The Employment Agreement also provides that if Mr. Garcia becomes entitled to receive or if he receives any payments that would be characterized as “excess parachute payments” within the meaning of Section 280G of the Internal Revenue Code, the payments will be reduced to the highest amount that may be paid to him without having any portion of any payment treated as an “excess parachute payment,” but only if the effect of the reduction is that he would receive a greater amount of payments, as determined on an after-tax basis. If, on an after-tax basis, the payments Mr. Garcia would receive would be greater without any reduction, then these payments will not be reduced.

Subject to his insurability, Mr. Garcia will continue to be named beneficiary to a long-term disability insurance policy covering 60% of his base salary, which policy will be maintained by the Company. Additionally, Mr. Garcia will continue to be reimbursed for the cost of life insurance equal to $1 million. Mr. Garcia will also be eligible to participate in the employee benefit plans and executive compensation programs made available by the Company to its executive officers generally.

Mr. Garcia is also subject to customary non-solicitation and non-disparagement provisions pursuant to the Employment Agreement.
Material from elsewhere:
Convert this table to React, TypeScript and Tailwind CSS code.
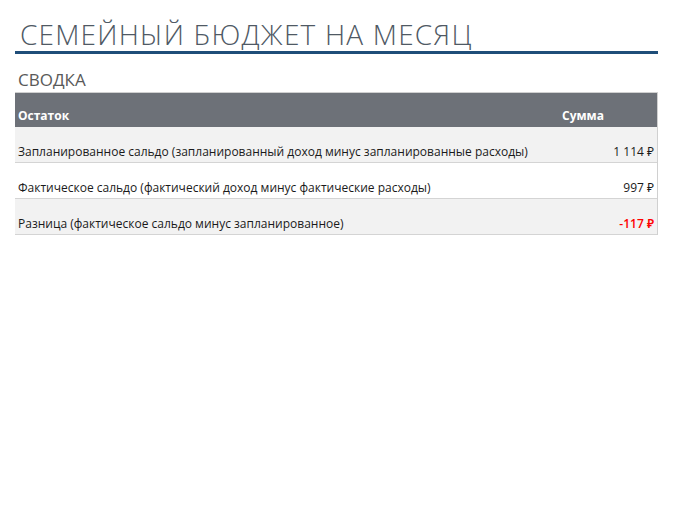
export default function App() {
  const rows = [
    { label: "Запланированное сальдо (запланированный доход минус запланированные расходы)", value: "1 114 ₽", neg: false, shade: true },
    { label: "Фактическое сальдо (фактический доход минус фактические расходы)", value: "997 ₽", neg: false, shade: false },
    { label: "Разница (фактическое сальдо минус запланированное)", value: "-117 ₽", neg: true, shade: true },
  ];

  return (
    <div className="w-[675px] h-[520px] bg-white pl-[15px] pt-[17px]" style={{ fontFamily: "'Open Sans', 'Noto Sans', sans-serif" }}>
      <div className="w-[643px]">
        {/* Title */}
        <h1 className="text-[28px] leading-[34px] font-light text-[#4f5964] pl-[5px] border-b-[3px] border-[#1f4e79] tracking-[1.2px]">
          СЕМЕЙНЫЙ БЮДЖЕТ НА МЕСЯЦ
        </h1>

        {/* Summary */}
        <h2 className="mt-[16px] text-[17px] leading-[19px] text-[#595959] pl-[3px]">СВОДКА</h2>

        <div className="mt-[3px] border-t border-r border-[#d0d0d0]">
          <div className="flex items-end h-[34px] bg-[#6d7178] text-white font-bold text-[12px] pb-[2px]">
            <div className="flex-1 pl-[3px]">Остаток</div>
            <div className="w-[98px] pl-[3px]">Сумма</div>
          </div>
          {rows.map((r) => (
            <div
              key={r.label}
              className={`flex items-end h-[36px] border-b border-[#d4d4d4] text-[12px] text-[#1a1a1a] pb-[1px] ${r.shade ? "bg-[#f2f2f2]" : "bg-white"}`}
            >
              <div className="flex-1 pl-[3px] whitespace-nowrap">{r.label}</div>
              <div className={`w-[98px] pr-[3px] text-right ${r.neg ? "text-[#ff0000] font-semibold" : ""}`}>{r.value}</div>
            </div>
          ))}
        </div>
      </div>
    </div>
  );
}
The foregoing summary of the Employment Agreement does not purport to be complete, and is subject to and is qualified in its entirety by the terms of the Employment Agreement, which is attached hereto as Exhibit 10.1, and incorporated herein by reference.

Item 9.01
Financial Statements and Exhibits.

(d)  Exhibits.

Exhibit No.
Description
   
10.1 Second Amended and Restated Employment Agreement, dated May 22, 2017, between CAI International, Inc. and Victor Garcia.

 

SIGNATURES
 
Pursuant to the requirements of the Securities Exchange Act of 1934, the registrant has duly caused this report to be signed on its behalf by the undersigned hereunto duly authorized.

CAI INTERNATIONAL, INC.

Dated:  May 26, 2017
 By:
/s/ Timothy B. Page
    Name:  Timothy B. Page
    Title:  Chief Financial Officer
     



EXHIBIT INDEX
 
Exhibit No.
Description
   
10.1 Second Amended and Restated Employment Agreement, dated May 22, 2017, between CAI International, Inc. and Victor Garcia.